Ela reconhece ter dificuldades para assumir suas perdas, a pandemia tem sido um período difícil, já que fica sabendo com frequência de pessoas próximas que foram contaminadas ou acabaram morrendo em decorrência do vírus, mas está otimista com a vacina, que tomou dias depois da nossa conversa.
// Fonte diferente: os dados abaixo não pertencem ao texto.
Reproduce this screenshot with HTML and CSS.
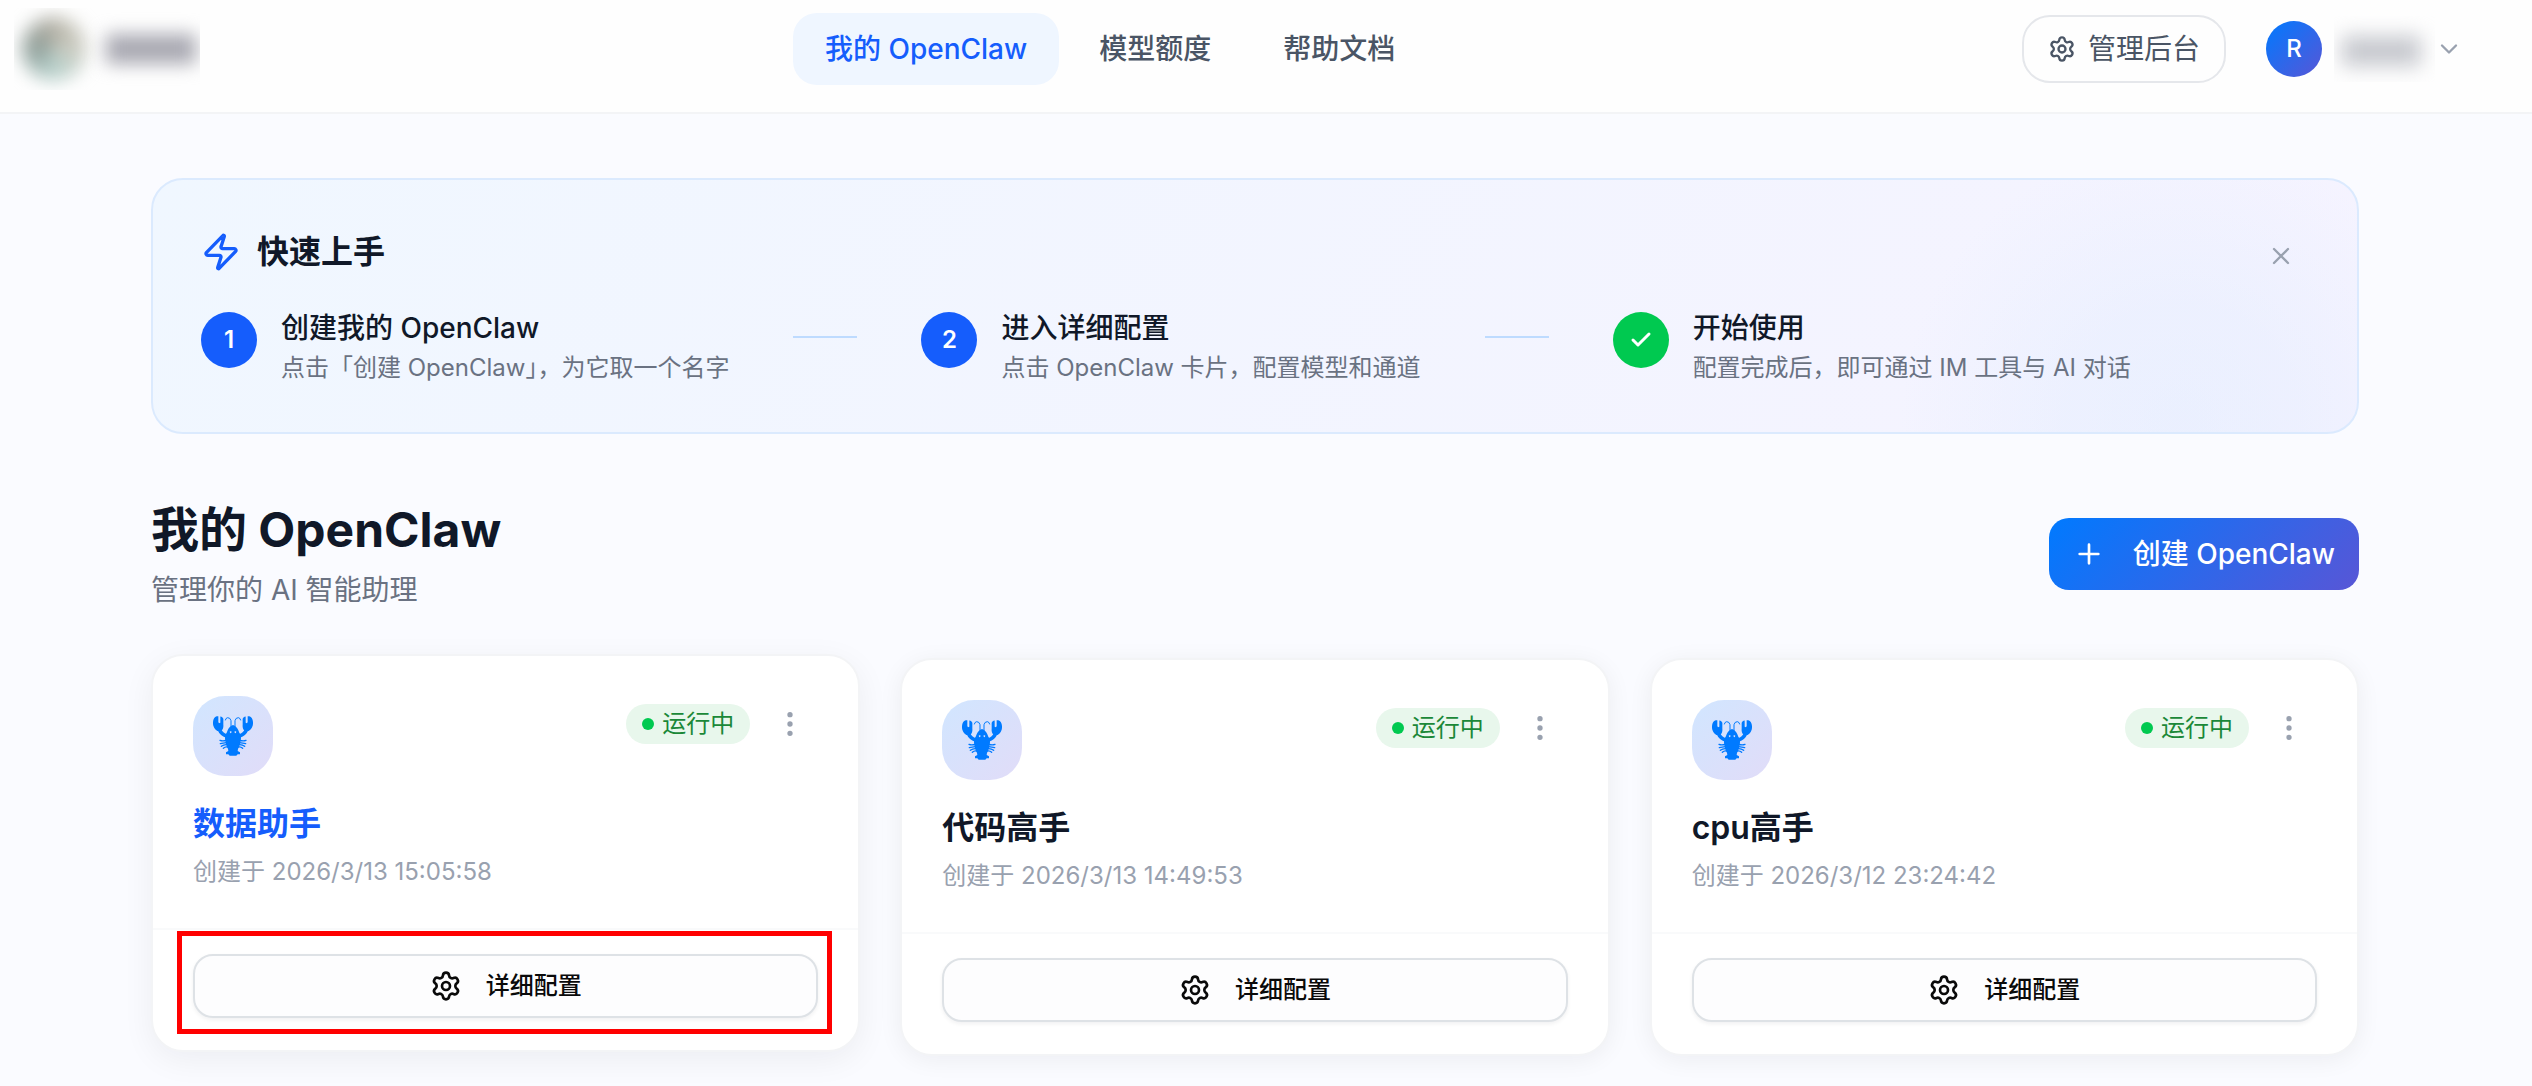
FILE: index.html
```html
<!DOCTYPE html>
<html lang="zh-CN">
<head>
<meta charset="utf-8">
<meta name="viewport" content="width=device-width, initial-scale=1">
<title>我的 OpenClaw</title>
<link rel="stylesheet" href="styles.css">
</head>
<body>
<svg class="sprite" aria-hidden="true">
  <symbol id="gear" viewBox="0 0 24 24"><path d="M9.671 4.136a2.34 2.34 0 0 1 4.659 0 2.34 2.34 0 0 0 3.319 1.915 2.34 2.34 0 0 1 2.33 4.033 2.34 2.34 0 0 0 0 3.831 2.34 2.34 0 0 1-2.33 4.033 2.34 2.34 0 0 0-3.319 1.915 2.34 2.34 0 0 1-4.659 0 2.34 2.34 0 0 0-3.32-1.915 2.34 2.34 0 0 1-2.33-4.033 2.34 2.34 0 0 0 0-3.831A2.34 2.34 0 0 1 6.35 6.051a2.34 2.34 0 0 0 3.319-1.915"/><circle cx="12" cy="12" r="3"/></symbol>
  <symbol id="dots" viewBox="0 0 24 24"><circle cx="12" cy="12" r="1"/><circle cx="12" cy="5" r="1"/><circle cx="12" cy="19" r="1"/></symbol>
  <symbol id="lobster" viewBox="69 78 120 120">
    <g fill="currentColor" stroke="none">
      <path d="M80 79 C70 82 67 96 70 107 C73 117 80 124 88 124 C98 124 101 112 100 104 L100 86 C97 81 93 79 91 80 L91 98 L87 100 L85 96 L85 79 Z"/>
      <path d="M178 79 C188 82 191 96 188 107 C185 117 178 124 170 124 C160 124 157 112 158 104 L158 86 C161 81 165 79 167 80 L167 98 L171 100 L173 96 L173 79 Z"/>
      <path fill-rule="evenodd" d="M129 105 C136 106 142 114 145 121 L148 128 L153 136 C154 152 150 166 144 177 L143 183 L150 187 L150 193 L143 193 L139 197 L119 197 L115 193 L108 193 L108 187 L115 183 L114 177 C108 166 104 152 105 136 L110 128 L113 121 C116 114 122 106 129 105 Z M122 124 a2.5 2.5 0 1 0 .1 0 Z M136 124 a2.5 2.5 0 1 0 .1 0 Z"/>
    </g>
    <g fill="none" stroke="currentColor" stroke-linecap="round">
      <path stroke-width="11" d="M88 118 Q94 133 110 138 M170 118 Q164 133 148 138"/>
      <path stroke-width="3" d="M123 112 L123 92 Q121 83 113 83 Q107 84 106 90 M135 112 L135 92 Q137 83 145 83 Q151 84 152 90"/>
      <path stroke-width="4" d="M108 151 Q98 154 90 151 M109 158 Q99 159 91 161 M111 164 Q102 163 94 169 M113 171 Q106 169 100 175 M150 151 Q160 154 168 151 M149 158 Q159 159 167 161 M147 164 Q156 163 164 169 M145 171 Q152 169 158 175"/>
    </g>
  </symbol>
</svg>

<header class="topbar">
  <div class="brand" aria-hidden="true"><span class="brand-mark"></span><span class="brand-name"></span></div>
  <nav class="nav">
    <a class="nav-link active" href="#">我的 OpenClaw</a>
    <a class="nav-link" href="#">模型额度</a>
    <a class="nav-link" href="#">帮助文档</a>
  </nav>
  <div class="account">
    <button class="admin" type="button"><svg class="icon icon-sm"><use href="#gear"/></svg>管理后台</button>
    <button class="user" type="button" aria-label="账户">
      <span class="avatar">R</span>
      <span class="user-name"></span>
      <svg class="icon icon-sm" viewBox="0 0 24 24"><path d="m6 9 6 6 6-6"/></svg>
    </button>
  </div>
</header>

<main class="page">
  <section class="guide">
    <div class="guide-head">
      <h2 class="guide-title"><svg class="icon icon-lg" viewBox="0 0 24 24"><path d="M4 14a1 1 0 0 1-.78-1.63l9.9-10.2a.5.5 0 0 1 .86.46l-1.92 6.02A1 1 0 0 0 13 10h7a1 1 0 0 1 .78 1.63l-9.9 10.2a.5.5 0 0 1-.86-.46l1.92-6.02A1 1 0 0 0 11 14z"/></svg>快速上手</h2>
      <button class="square-btn" type="button" aria-label="关闭"><svg class="icon icon-sm" viewBox="0 0 24 24"><path d="M18 6 6 18M6 6l12 12"/></svg></button>
    </div>
    <ol class="steps">
      <li class="step"><span class="step-num">1</span><div><h3 class="step-title">创建我的 OpenClaw</h3><p class="step-text">点击「创建 OpenClaw」，为它取一个名字</p></div></li>
      <li class="step-line" aria-hidden="true"></li>
      <li class="step"><span class="step-num">2</span><div><h3 class="step-title">进入详细配置</h3><p class="step-text">点击 OpenClaw 卡片，配置模型和通道</p></div></li>
      <li class="step-line" aria-hidden="true"></li>
      <li class="step"><span class="step-num done"><svg class="icon icon-check" viewBox="0 0 24 24"><path d="M20 6 9 17l-5-5"/></svg></span><div><h3 class="step-title">开始使用</h3><p class="step-text">配置完成后，即可通过 IM 工具与 AI 对话</p></div></li>
    </ol>
  </section>

  <section class="intro">
    <div>
      <h1 class="intro-title">我的 OpenClaw</h1>
      <p class="intro-text">管理你的 AI 智能助理</p>
    </div>
    <button class="create" type="button"><svg class="icon" viewBox="0 0 24 24"><path d="M5 12h14M12 5v14"/></svg>创建 OpenClaw</button>
  </section>

  <section class="cards">
    <article class="card hovered">
      <div class="card-body">
        <div class="card-top">
          <span class="tile"><svg class="lobster"><use href="#lobster"/></svg></span>
          <span class="status">运行中</span>
          <button class="square-btn" type="button" aria-label="更多"><svg class="icon"><use href="#dots"/></svg></button>
        </div>
        <h3 class="card-title">数据助手</h3>
        <p class="card-date">创建于 2026/3/13 15:05:58</p>
      </div>
      <div class="card-foot"><button class="config" type="button"><svg class="icon"><use href="#gear"/></svg>详细配置</button><span class="highlight"></span></div>
    </article>
    <article class="card">
      <div class="card-body">
        <div class="card-top">
          <span class="tile"><svg class="lobster"><use href="#lobster"/></svg></span>
          <span class="status">运行中</span>
          <button class="square-btn" type="button" aria-label="更多"><svg class="icon"><use href="#dots"/></svg></button>
        </div>
        <h3 class="card-title">代码高手</h3>
        <p class="card-date">创建于 2026/3/13 14:49:53</p>
      </div>
      <div class="card-foot"><button class="config" type="button"><svg class="icon"><use href="#gear"/></svg>详细配置</button></div>
    </article>
    <article class="card">
      <div class="card-body">
        <div class="card-top">
          <span class="tile"><svg class="lobster"><use href="#lobster"/></svg></span>
          <span class="status">运行中</span>
          <button class="square-btn" type="button" aria-label="更多"><svg class="icon"><use href="#dots"/></svg></button>
        </div>
        <h3 class="card-title">cpu高手</h3>
        <p class="card-date">创建于 2026/3/12 23:24:42</p>
      </div>
      <div class="card-foot"><button class="config" type="button"><svg class="icon"><use href="#gear"/></svg>详细配置</button></div>
    </article>
  </section>
</main>
</body>
</html>
```
FILE: styles.css
```css
* { box-sizing: border-box; }

body {
  margin: 0;
  background: #fafbff;
  color: #101828;
  font-family: Inter, "Noto Sans CJK SC", sans-serif;
  font-size: 28px;
  line-height: 40px;
}

h1, h2, h3, p, ol { margin: 0; padding: 0; }
button { font: inherit; color: inherit; border: 0; background: none; padding: 0; cursor: pointer; }
.sprite { position: absolute; width: 0; height: 0; }

.icon {
  width: 32px;
  height: 32px;
  flex: none;
  fill: none;
  stroke: currentColor;
  stroke-width: 2;
  stroke-linecap: round;
  stroke-linejoin: round;
}
.icon-sm { width: 28px; height: 28px; }
.icon-lg { width: 40px; height: 40px; color: #155dfc; }
.icon-check { width: 24px; height: 24px; stroke-width: 3; }

/* Top bar */
.topbar {
  display: grid;
  grid-template-columns: 779px auto 1fr;
  align-items: center;
  padding: 8px 69px 22px 14px;
  background: #fefefe;
  border-bottom: 2px solid #f3f4f6;
}
.brand { display: flex; align-items: center; gap: 20px; width: 186px; height: 82px; padding-left: 8px; overflow: hidden; }
.brand-mark {
  width: 64px;
  height: 64px;
  border-radius: 50%;
  background: conic-gradient(#b9b7ab, #ccccc2 90deg, #b9d3ce 180deg, #8f9f9a 270deg, #b0aca2);
  filter: blur(9px);
}
.brand-name { width: 90px; height: 30px; background: #a9a9b2; filter: blur(9px); }
.nav { display: flex; gap: 8px; font-weight: 500; }
.nav-link { padding: 16px 32px; border-radius: 24px; color: #4a5565; text-decoration: none; white-space: nowrap; }
.nav-link.active { background: #eff6ff; color: #155dfc; }
.account { display: flex; justify-content: flex-end; align-items: center; gap: 40px; color: #4a5565; }
.admin {
  display: flex;
  align-items: center;
  gap: 12px;
  padding: 12px 24px;
  border: 2px solid #e5e7eb;
  border-radius: 28px;
  white-space: nowrap;
}
.user { display: flex; align-items: center; color: #99a1af; }
.avatar {
  width: 56px;
  border-radius: 50%;
  background: linear-gradient(135deg, #007aff, #5856d6);
  color: #fff;
  font-size: 24px;
  font-weight: 500;
  line-height: 56px;
}
.user-name { width: 101px; height: 66px; margin-left: 12px; padding: 20px 14px 16px 8px; overflow: hidden; }
.user-name::before { content: ""; display: block; height: 30px; background: #c6c8ce; filter: blur(10px); }

/* Content */
.page { display: flex; flex-direction: column; padding: 64px 173px 30px 151px; }

.guide {
  padding: 48px;
  border: 2px solid #dbeafe;
  border-radius: 32px;
  background:
    radial-gradient(circle at 92% 96%, rgba(219, 234, 254, 0.4) 0, rgba(219, 234, 254, 0.3) 120px, rgba(219, 234, 254, 0) 280px),
    linear-gradient(120deg, #f0f7ff, #f5f3ff);
}
.guide-head { display: flex; justify-content: space-between; align-items: flex-start; margin-bottom: 24px; }
.guide-title { display: flex; align-items: center; gap: 16px; font-size: 32px; font-weight: 600; line-height: 48px; }
.square-btn { display: grid; place-items: center; width: 56px; height: 56px; color: #99a1af; }
.steps { display: flex; gap: 64px; list-style: none; }
.step { display: flex; gap: 24px; white-space: nowrap; }
.step-num {
  display: grid;
  place-items: center;
  width: 56px;
  height: 56px;
  margin-top: 4px;
  border-radius: 50%;
  background: #155dfc;
  color: #fff;
  font-size: 24px;
  font-weight: 600;
}
.step-num.done { background: #00c950; }
.step-title { font-size: 28px; font-weight: 500; }
.step-text { margin-top: 4px; color: #6a7282; font-size: 24px; line-height: 32px; }
.step-line { width: 64px; height: 2px; margin-top: 28px; background: #bedbff; }

.intro { display: flex; justify-content: space-between; align-items: center; margin: 64px 0 48px; }
.intro-title { font-size: 48px; font-weight: 700; line-height: 64px; }
.intro-text { margin-top: 8px; color: #6a7282; }
.create {
  display: flex;
  align-items: center;
  gap: 28px;
  padding: 16px 24px;
  border-radius: 20px;
  background: linear-gradient(135deg, #007aff, #5856d6);
  color: #fff;
  font-weight: 500;
}

/* Cards */
.cards { display: grid; grid-template-columns: repeat(3, 1fr); gap: 40px; }
.card {
  border: 2px solid #f3f4f6;
  border-radius: 32px;
  background: #fff;
  box-shadow: 0 4px 24px rgba(16, 24, 40, 0.06);
}
.card.hovered { transform: translateY(-4px); box-shadow: 0 8px 32px rgba(16, 24, 40, 0.06); }
.card.hovered .card-title { color: #155dfc; }
.card-body { padding: 40px; }
.card-top { display: flex; align-items: flex-start; height: 80px; margin-bottom: 24px; }
.tile {
  display: grid;
  place-items: center;
  width: 80px;
  height: 80px;
  margin-right: auto;
  border-radius: 32px;
  background: linear-gradient(135deg, #d1e6ff, #e1dcf8);
}
.lobster { width: 40px; height: 40px; color: #007aff; }
.status {
  display: flex;
  align-items: center;
  gap: 8px;
  margin: 8px 12px 0 0;
  padding: 0 16px;
  border-radius: 20px;
  background: #e8f7ec;
  color: #1b8838;
  font-size: 24px;
}
.status::before { content: ""; width: 12px; height: 12px; border-radius: 50%; background: #00c950; }
.card-title { font-size: 32px; font-weight: 600; line-height: 48px; }
.card-date { margin-top: 8px; color: #99a1af; font-size: 24px; line-height: 32px; }
.card-foot { position: relative; padding: 24px 40px 32px; border-top: 2px solid #f9fafb; }
.config {
  display: flex;
  align-items: center;
  justify-content: center;
  gap: 24px;
  width: 100%;
  height: 64px;
  border: 2px solid #dee2e6;
  border-radius: 20px;
  background: #fdfdfe;
  box-shadow: 0 2px 4px rgba(16, 24, 40, 0.06);
  color: #0a0a0a;
  font-size: 24px;
  font-weight: 500;
}
.highlight { position: absolute; inset: 1px 26px 16px 24px; border: 5px solid #ff0000; pointer-events: none; }
```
Dona Marinalva confessa que não vê a hora de que tudo volte ao normal: “O que mais amo na vida é de um samba, de sambar até ficar molhada de suor, uma praia pra tomar sol e uma cerveja, reunindo os amigos pra bater papo e dar risada”. Até lá, encontra outras ocupações, como o curso técnico de teatro online, e diz ser a vovó da turma, mais velha que todos os professores, que dirá dos alunos, diferente de quando estava na universidade e era a mascote. Essa tendência artística ela também alimenta com as telas que pinta e pendura no corredor de casa: “Eu não sei pegar em um compasso, aí quando as telas estão prontas, penso: eu psicografei, não fui eu, não fui eu mesmo”, gargalha.
Ela também frequentava a Universidade Aberta da Terceira Idade, na UNEB, um grupo que integra há 18 anos, faz algumas apresentações, e já participou de congressos fora do estado, como em Manaus, Foz do Iguaçu e Palmas.
Por fim, foi ela quem precisou se despedir para fazer o dever de casa do curso de teatro, porque se dependesse da gente, a conversa não acabava mais. Mas não encerrou a ligação sem antes deixar um recado emocionado e cheio de auto estima: “Quando a gente se aposenta, a gente é chamado de inativo, mas não é bem assim. Eu trabalhei a vida inteira e minha vida foi muito enriquecedora nesse aspecto humano, eu sei que fui importante. Sempre houve preconceito e sempre vai haver, mas não devemos ficar na retaguarda, meu pai dizia que eu nasci ousada, eu nunca me submeti!”.